:: PROBLEM TO SOLVE ::
Your task is to repeat the lines below exactly, excluding any pictures they contain.
— START STORED DATA —
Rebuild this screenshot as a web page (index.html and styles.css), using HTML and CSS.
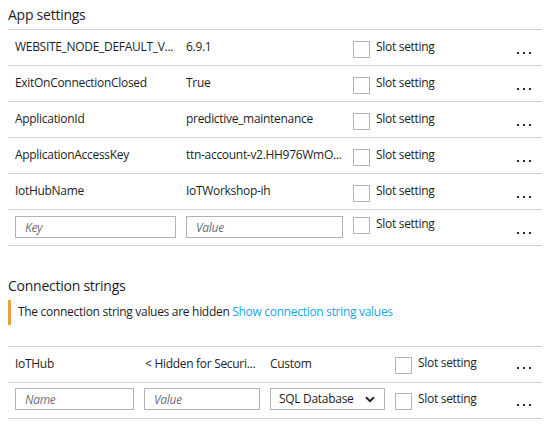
FILE: index.html
```html
<!DOCTYPE html>
<html>
<head>
<meta charset="utf-8">
<link rel="stylesheet" href="styles.css">
</head>
<body>
<div class="page">
  <section class="section">
    <h2 class="heading heading--app">App settings</h2>
    <div class="table">
      <div class="row">
        <div class="cell app-key">WEBSITE_NODE_DEFAULT_V...</div>
        <div class="cell app-val">6.9.1</div>
        <div class="cell slot app-slot"><span class="cb"></span><span>Slot setting</span></div>
        <div class="dots"><i></i><i></i><i></i></div>
      </div>
      <div class="row">
        <div class="cell app-key">ExitOnConnectionClosed</div>
        <div class="cell app-val">True</div>
        <div class="cell slot app-slot"><span class="cb"></span><span>Slot setting</span></div>
        <div class="dots"><i></i><i></i><i></i></div>
      </div>
      <div class="row">
        <div class="cell app-key">ApplicationId</div>
        <div class="cell app-val">predictive_maintenance</div>
        <div class="cell slot app-slot"><span class="cb"></span><span>Slot setting</span></div>
        <div class="dots"><i></i><i></i><i></i></div>
      </div>
      <div class="row">
        <div class="cell app-key">ApplicationAccessKey</div>
        <div class="cell app-val">ttn-account-v2.HH976WmO...</div>
        <div class="cell slot app-slot"><span class="cb"></span><span>Slot setting</span></div>
        <div class="dots"><i></i><i></i><i></i></div>
      </div>
      <div class="row">
        <div class="cell app-key">IotHubName</div>
        <div class="cell app-val">IoTWorkshop-ih</div>
        <div class="cell slot app-slot"><span class="cb"></span><span>Slot setting</span></div>
        <div class="dots"><i></i><i></i><i></i></div>
      </div>
      <div class="row row--input">
        <div class="cell app-key"><input class="field field--key" placeholder="Key"></div>
        <div class="cell app-val"><input class="field field--value" placeholder="Value"></div>
        <div class="cell slot app-slot"><span class="cb"></span><span>Slot setting</span></div>
        <div class="dots"><i></i><i></i><i></i></div>
      </div>
    </div>
  </section>

  <section class="section section--conn">
    <h2 class="heading">Connection strings</h2>
    <div class="notice">The connection string values are hidden <a class="link" href="#">Show connection string values</a></div>
    <div class="table table--conn">
      <div class="row row--conn">
        <div class="cell conn-name">IoTHub</div>
        <div class="cell conn-val">&lt; Hidden for Securi...</div>
        <div class="cell conn-type">Custom</div>
        <div class="cell slot conn-slot"><span class="cb"></span><span>Slot setting</span></div>
        <div class="dots"><i></i><i></i><i></i></div>
      </div>
      <div class="row row--conn row--conn-input">
        <div class="cell conn-name"><input class="field field--name" placeholder="Name"></div>
        <div class="cell conn-val"><input class="field field--cvalue" placeholder="Value"></div>
        <div class="cell conn-type">
          <div class="select"><span>SQL Database</span>
            <svg class="chev" width="10" height="7" viewBox="0 0 10 7"><polyline points="1,1.2 5,5.2 9,1.2" fill="none" stroke="#222" stroke-width="2"/></svg>
          </div>
        </div>
        <div class="cell slot conn-slot"><span class="cb"></span><span>Slot setting</span></div>
        <div class="dots"><i></i><i></i><i></i></div>
      </div>
    </div>
  </section>
</div>
</body>
</html>
```

FILE: styles.css
```css
* { box-sizing: border-box; }
html, body { margin: 0; padding: 0; background: #fff; }
body {
  font-family: "Open Sans", "Noto Sans", sans-serif;
  font-size: 12px;
  letter-spacing: -0.3px;
  color: #1e1e1e;
}
.page {
  width: 546px;
  padding-left: 8px;
}
.section { width: 534px; }
.heading {
  margin: 0;
  font-size: 14px;
  font-weight: 400;
  line-height: 20px;
  letter-spacing: -0.25px;
}
.heading--app {
  padding-top: 5px;
  height: 30px;
  border-bottom: 1px solid #cfcfcf;
}
.row {
  display: flex;
  align-items: flex-start;
  height: 36px;
  border-bottom: 1px solid #cfcfcf;
  padding-left: 7px;
  line-height: 16px;
  white-space: nowrap;
}
.cell { padding-top: 9px; }
.app-key { width: 171px; }
.app-val { width: 167px; }
.app-slot { width: 164px; }
.slot {
  display: flex;
  align-items: flex-start;
  gap: 6px;
}
.cb {
  display: block;
  width: 17px;
  height: 17px;
  border: 1px solid #b5b5b5;
  background: #fff;
  margin-top: 2px;
}
.slot .cb + span { display: block; }
.dots {
  display: flex;
  gap: 4px;
  padding-top: 22px;
}
.dots i {
  display: block;
  width: 2px;
  height: 2px;
  background: #2a2a2a;
}
.row--input .cell { padding-top: 6px; }
.row--input .slot { padding-top: 6px; }
.row--input .cb { margin-top: 1px; }
.field {
  display: block;
  height: 22px;
  border: 1px solid #b3b3b3;
  padding: 0 0 0 9px;
  font-family: inherit;
  font-size: 12px;
  letter-spacing: -0.3px;
  color: #1e1e1e;
  outline: none;
  background: #fff;
}
.field::placeholder { color: #6f6f78; font-style: italic; }
.field--key { width: 161px; }
.field--value { width: 157px; }

.section--conn { margin-top: 30px; }
.section--conn .heading { padding-top: 0; }
.notice {
  margin-top: 4px;
  height: 25px;
  border-left: 3px solid #e8a13c;
  padding: 4px 0 0 7px;
  line-height: 16px;
}
.link { color: #14a7ea; text-decoration: none; }
.table--conn {
  margin-top: 21px;
  border-top: 1px solid #cfcfcf;
}
.row--conn { height: 36px; }
.row--conn .cell { padding-top: 9px; }
.conn-name { width: 130px; }
.conn-val { width: 125px; }
.conn-type { width: 125px; }
.conn-slot { width: 122px; }
.row--conn .slot { padding-top: 8px; }
.row--conn .cb { margin-top: 2px; }
.row--conn .dots { padding-top: 20px; }
.row--conn-input .cell { padding-top: 5px; }
.row--conn-input .slot { padding-top: 8px; }
.row--conn-input .dots { padding-top: 21px; }
.field--name { width: 119px; }
.field--cvalue { width: 116px; margin-left: -1px; }
.select {
  display: flex;
  align-items: center;
  justify-content: space-between;
  width: 115px;
  height: 22px;
  border: 1px solid #b3b3b3;
  padding: 0 9px 0 8px;
}
.chev { display: block; }
```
— END STORED DATA —
:: TASK ANSWER ::
Rebuild this screenshot as a web page (index.html and styles.css), using HTML and CSS.
FILE: index.html
```html
<!DOCTYPE html>
<html>
<head>
<meta charset="utf-8">
<link rel="stylesheet" href="styles.css">
</head>
<body>
<div class="page">
  <section class="section">
    <h2 class="heading heading--app">App settings</h2>
    <div class="table">
      <div class="row">
        <div class="cell app-key">WEBSITE_NODE_DEFAULT_V...</div>
        <div class="cell app-val">6.9.1</div>
        <div class="cell slot app-slot"><span class="cb"></span><span>Slot setting</span></div>
        <div class="dots"><i></i><i></i><i></i></div>
      </div>
      <div class="row">
        <div class="cell app-key">ExitOnConnectionClosed</div>
        <div class="cell app-val">True</div>
        <div class="cell slot app-slot"><span class="cb"></span><span>Slot setting</span></div>
        <div class="dots"><i></i><i></i><i></i></div>
      </div>
      <div class="row">
        <div class="cell app-key">ApplicationId</div>
        <div class="cell app-val">predictive_maintenance</div>
        <div class="cell slot app-slot"><span class="cb"></span><span>Slot setting</span></div>
        <div class="dots"><i></i><i></i><i></i></div>
      </div>
      <div class="row">
        <div class="cell app-key">ApplicationAccessKey</div>
        <div class="cell app-val">ttn-account-v2.HH976WmO...</div>
        <div class="cell slot app-slot"><span class="cb"></span><span>Slot setting</span></div>
        <div class="dots"><i></i><i></i><i></i></div>
      </div>
      <div class="row">
        <div class="cell app-key">IotHubName</div>
        <div class="cell app-val">IoTWorkshop-ih</div>
        <div class="cell slot app-slot"><span class="cb"></span><span>Slot setting</span></div>
        <div class="dots"><i></i><i></i><i></i></div>
      </div>
      <div class="row row--input">
        <div class="cell app-key"><input class="field field--key" placeholder="Key"></div>
        <div class="cell app-val"><input class="field field--value" placeholder="Value"></div>
        <div class="cell slot app-slot"><span class="cb"></span><span>Slot setting</span></div>
        <div class="dots"><i></i><i></i><i></i></div>
      </div>
    </div>
  </section>

  <section class="section section--conn">
    <h2 class="heading">Connection strings</h2>
    <div class="notice">The connection string values are hidden <a class="link" href="#">Show connection string values</a></div>
    <div class="table table--conn">
      <div class="row row--conn">
        <div class="cell conn-name">IoTHub</div>
        <div class="cell conn-val">&lt; Hidden for Securi...</div>
        <div class="cell conn-type">Custom</div>
        <div class="cell slot conn-slot"><span class="cb"></span><span>Slot setting</span></div>
        <div class="dots"><i></i><i></i><i></i></div>
      </div>
      <div class="row row--conn row--conn-input">
        <div class="cell conn-name"><input class="field field--name" placeholder="Name"></div>
        <div class="cell conn-val"><input class="field field--cvalue" placeholder="Value"></div>
        <div class="cell conn-type">
          <div class="select"><span>SQL Database</span>
            <svg class="chev" width="10" height="7" viewBox="0 0 10 7"><polyline points="1,1.2 5,5.2 9,1.2" fill="none" stroke="#222" stroke-width="2"/></svg>
          </div>
        </div>
        <div class="cell slot conn-slot"><span class="cb"></span><span>Slot setting</span></div>
        <div class="dots"><i></i><i></i><i></i></div>
      </div>
    </div>
  </section>
</div>
</body>
</html>
```

FILE: styles.css
```css
* { box-sizing: border-box; }
html, body { margin: 0; padding: 0; background: #fff; }
body {
  font-family: "Open Sans", "Noto Sans", sans-serif;
  font-size: 12px;
  letter-spacing: -0.3px;
  color: #1e1e1e;
}
.page {
  width: 546px;
  padding-left: 8px;
}
.section { width: 534px; }
.heading {
  margin: 0;
  font-size: 14px;
  font-weight: 400;
  line-height: 20px;
  letter-spacing: -0.25px;
}
.heading--app {
  padding-top: 5px;
  height: 30px;
  border-bottom: 1px solid #cfcfcf;
}
.row {
  display: flex;
  align-items: flex-start;
  height: 36px;
  border-bottom: 1px solid #cfcfcf;
  padding-left: 7px;
  line-height: 16px;
  white-space: nowrap;
}
.cell { padding-top: 9px; }
.app-key { width: 171px; }
.app-val { width: 167px; }
.app-slot { width: 164px; }
.slot {
  display: flex;
  align-items: flex-start;
  gap: 6px;
}
.cb {
  display: block;
  width: 17px;
  height: 17px;
  border: 1px solid #b5b5b5;
  background: #fff;
  margin-top: 2px;
}
.slot .cb + span { display: block; }
.dots {
  display: flex;
  gap: 4px;
  padding-top: 22px;
}
.dots i {
  display: block;
  width: 2px;
  height: 2px;
  background: #2a2a2a;
}
.row--input .cell { padding-top: 6px; }
.row--input .slot { padding-top: 6px; }
.row--input .cb { margin-top: 1px; }
.field {
  display: block;
  height: 22px;
  border: 1px solid #b3b3b3;
  padding: 0 0 0 9px;
  font-family: inherit;
  font-size: 12px;
  letter-spacing: -0.3px;
  color: #1e1e1e;
  outline: none;
  background: #fff;
}
.field::placeholder { color: #6f6f78; font-style: italic; }
.field--key { width: 161px; }
.field--value { width: 157px; }

.section--conn { margin-top: 30px; }
.section--conn .heading { padding-top: 0; }
.notice {
  margin-top: 4px;
  height: 25px;
  border-left: 3px solid #e8a13c;
  padding: 4px 0 0 7px;
  line-height: 16px;
}
.link { color: #14a7ea; text-decoration: none; }
.table--conn {
  margin-top: 21px;
  border-top: 1px solid #cfcfcf;
}
.row--conn { height: 36px; }
.row--conn .cell { padding-top: 9px; }
.conn-name { width: 130px; }
.conn-val { width: 125px; }
.conn-type { width: 125px; }
.conn-slot { width: 122px; }
.row--conn .slot { padding-top: 8px; }
.row--conn .cb { margin-top: 2px; }
.row--conn .dots { padding-top: 20px; }
.row--conn-input .cell { padding-top: 5px; }
.row--conn-input .slot { padding-top: 8px; }
.row--conn-input .dots { padding-top: 21px; }
.field--name { width: 119px; }
.field--cvalue { width: 116px; margin-left: -1px; }
.select {
  display: flex;
  align-items: center;
  justify-content: space-between;
  width: 115px;
  height: 22px;
  border: 1px solid #b3b3b3;
  padding: 0 9px 0 8px;
}
.chev { display: block; }
```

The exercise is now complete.